= Swimming pool bacteria =

Swimming pool bacteria are the diverse array of bacteria that are present in aquatic environments, primarily swimming pools, which can have effects on human health and water quality. Recreational waters are known to be a source of infectious diseases.

== Types ==
There are different types of bacteria that are found in swimming pools and other types of recreational waters. The most prevalent of them is Staphylococcus aureus (S. aureus). This bacterium is one of the leading causes of skin infections in the world. Such infections could appear as painful boils and rashes. It is naturally present in humans on skin, in nasal mucous, and inside the intestinal tract. S. aureus has a strong resistance to chlorine, which is one of the methods by which pools are often cleaned.

Other bacteria often found in recreational waters are Enterococci, which is a genus of bacteria found in feces. Fecal contamination is one of the primary public health concerns in swimming pools. Fecal contamination usually occurs through excretion by bathers, other animals, or contaminated water sources.

== Levels found in recreational waters ==
Researchers have studied the quantity of bacteria in recreational waters. In a study of swimming pools in Alexandria, Egypt, the team studied 10 pools, both indoor and outdoor, over two months during the summer. The team found that bacteria seemed to be more prevalent in outdoor pools. Furthermore, they noted that the higher the pH of the pool, the more bacteria were present in the water. 20.2% of the bacteria in the pools were found to be S. aureus.

Another study reported two experiments involving a large pool and a small pool. Using 10 volunteers, the team examined how many bacteria could be found in the watershed by the bathers and how many could be found in the water after the bathers were exposed to sand. The study concluded that bathers shed both S. aureus and enterococci into the water, and S. aureus was shed the most. After each cycle, the number of bacteria the bathers shed decreased.

Enterotoxic Escherichia coli has been found in pools with sub-optimal chlorine levels.

== Disease prevention ==
There are several diseases caused by S. aureus and enterococci. S. aureus has been found to cause sepsis and pneumonia, among other problems, while Enterococci has been found to cause sepsis and urinary tract infections, as well as being resistant to antibiotics. There are various actions taken to prevent swimmers from falling ill.

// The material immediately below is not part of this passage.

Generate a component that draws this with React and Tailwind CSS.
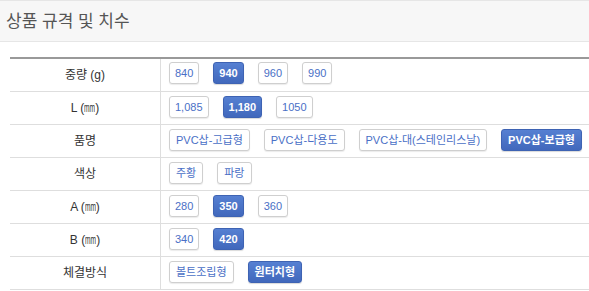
import React from "react";

// Squared "mm" unit sign, drawn as condensed letters
const MM = () => (
  <span className="inline-block w-[11px] text-left align-baseline">
    <span className="inline-block origin-left scale-x-[0.55]">mm</span>
  </span>
);

const rows = [
  { key: "w", label: "중량 (g)", options: ["840", "940", "960", "990"], active: "940" },
  { key: "l", label: <>L (<MM />)</>, options: ["1,085", "1,180", "1050"], active: "1,180" },
  {
    key: "n",
    label: "품명",
    options: ["PVC삽-고급형", "PVC삽-다용도", "PVC삽-대(스테인리스날)", "PVC삽-보급형"],
    active: "PVC삽-보급형",
  },
  { key: "c", label: "색상", options: ["주황", "파랑"], active: null },
  { key: "a", label: <>A (<MM />)</>, options: ["280", "350", "360"], active: "350" },
  { key: "b", label: <>B (<MM />)</>, options: ["340", "420"], active: "420" },
  { key: "f", label: "체결방식", options: ["볼트조립형", "원터치형"], active: "원터치형" },
];

function OptionButton({ text, active }) {
  const numeric = /^[\d,]+$/.test(text);
  const pad = numeric ? "px-[5px]" : "px-[6px]";
  if (active) {
    return (
      <span
        className={`inline-flex h-[22px] shrink-0 items-center whitespace-nowrap rounded-[3px] border border-[#3e63b3] bg-gradient-to-b from-[#5680d2] to-[#4168bc] ${pad} text-[11px] font-bold leading-none text-white shadow-[0_1px_1px_rgba(0,0,0,0.15)]`}
      >
        {text}
      </span>
    );
  }
  return (
    <span
      className={`inline-flex h-[22px] shrink-0 items-center whitespace-nowrap rounded-[3px] border border-[#cfcfcf] bg-white ${pad} text-[11px] leading-none text-[#4a6fc6] shadow-[0_1px_1px_rgba(0,0,0,0.08)]`}
    >
      {text}
    </span>
  );
}

export default function App() {
  return (
    <div
      className="h-[291px] w-[589px] overflow-hidden bg-white"
      style={{ fontFamily: "'Liberation Sans', 'Noto Sans CJK KR', sans-serif" }}
    >
      <div className="flex h-[42px] items-center border-y border-[#e6e6e6] bg-[#f7f7f7] pl-[6px]">
        <h2 className="text-[17px] font-normal leading-none text-[#555]">상품 규격 및 치수</h2>
      </div>

      <div className="ml-[10px] mt-[15px] border-t-2 border-[#999]">
        {rows.map((row, i) => (
          <div key={row.key} className="flex h-[33px] border-b border-[#dedede]">
            <div className="flex w-[151px] shrink-0 items-center justify-center whitespace-nowrap border-r border-[#dedede] text-[12px] text-[#333]">
              {row.label}
            </div>
            <div
              className={`flex min-w-0 flex-1 items-start gap-[14px] overflow-hidden pl-[8px] ${
                i === 0 ? "pt-[3px]" : "pt-[4px]"
              }`}
            >
              {row.options.map((opt) => (
                <OptionButton key={opt} text={opt} active={opt === row.active} />
              ))}
            </div>
          </div>
        ))}
      </div>
    </div>
  );
}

The swimming facilities must ensure that their filtration is working and that their staff are trained and know the appropriate behavior and procedures of the facilities. Individual swimmers must also take preventative measures. As stated by the Centers for Disease Control and Prevention (CDC), guests must not swim if they have diarrhea, swimmers should not swallow pool water, swimmers should wash themselves before entering the pool, and if the restroom is used, each guest must thoroughly wash themselves.

In Europe, the cleanliness of pools is monitored by measuring the levels Escherichia coli, enterococci and Pseudomonas aeruginosa. Staphylococcus aureus levels are not monitored despite the detection of the bacteria in recreational waters (and on beaches). The authors of a 2023 study recommended levels of bacteria of 0 CFU/100 mL for water of excellent quality, less than 20 CFU/100 mL for water of very good quality, less than 50 CFU/100 mL for good quality water, and more than 50 CFU/100 mL for poor quality water.